Celebrating Las Navidades in Madrid
I’ll never forget the moment on the evening of my first Thanksgiving away from home, when I emerged from the metro onto Gran Vía. Brights lights beamed down upon a bustling street, where in unison we all shared that beginning-of-the-season enchantment.
Two days later, my mom flew standby in to Madrid. It was perfect timing to walk her around the city, dressed to impress in its dazzling lights. We strolled through Sol and Plaza Mayor and lingered in festive Christmas markets, the smell of churros and chestnuts wafting through the air.
Within days though after my mom’s departure, the Christmas abroad buzz had faded a bit. Christmas in Madrid was certainly bold and bright, but it lacked the class and cozy charm of real Christmas trees, white lights, garland, and window candles. I longed for the scent of pine and the always anticipated moment of decorating the tree with my prized souvenir possessions— Christmas ornaments from my world travels.

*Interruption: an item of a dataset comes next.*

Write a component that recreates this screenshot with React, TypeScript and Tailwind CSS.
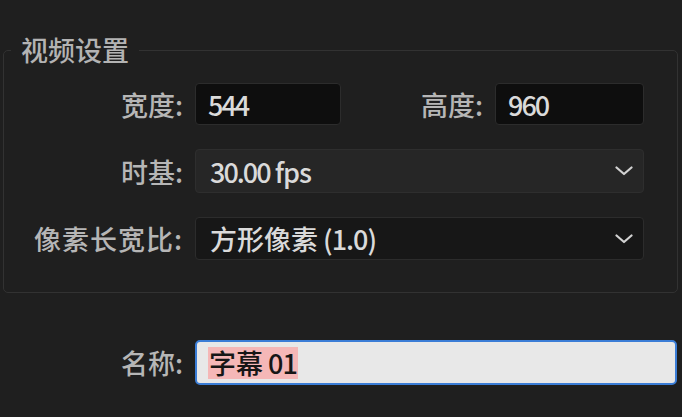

Months into my life abroad I was beginning to feel those pangs of loss. Although the longing for the comforts of home wasn’t enough to get me down, it did gently remind me that expat life would be a constant tug-of-war between adventure and ordinary comfort.
Beauty began to fill in the cracks when the kids I tutor, Marta and Jesús responded sweetly to my yearning to have a Christmas tree at home. When I arrived to their home, they were busy putting the finishing touches on their tree, complete with the Belén, Nativity scene. It certainly looked as if a 10 and 11-year-old had put it up all by themselves, but I loved its chaotic charm and loved their thoughtful gesture even more.
I, too, loved the fact that the city lights didn’t immediately dim after New Year’s. The Spanish have as much anticipation for January 6th, as December 25th, if not more. I was happy to arrive back from Rome, with still another holiday to celebrate, The Feast of the Epiphany, or Día de los Reyes. Here in Spain, more traditionally it is the Three Kings who bring gifts to the children. My Alaskan amigos and I attempted to partake in the Tres Reyes activities by eating a nice dinner together and finishing with the traditional Roscón. Hidden in this pastry are a small figurine and a bean. Finding the toy brings good luck for the year, while the person who finds the bean has to buy next year’s Roscón. Somehow I managed to find both.
Aften finishing the bottle of Rioja, we jumped on a quite comical hydrogen-powered mini bus towards Plaza Cibeles for the Three Kings parade. We managed to catch the end of the Cabalgata, when the Wiseman addressed the excited kids in the crowd with an uplifting speech calling on them to read a lot, study hard, and learn from the wisdom of their elders. I couldn’t help but feel the magic of the evening right along with them. And when the event ended in a burst of fireworks, I remembered not what I had missed in not being home for the holidays, but all I had gained.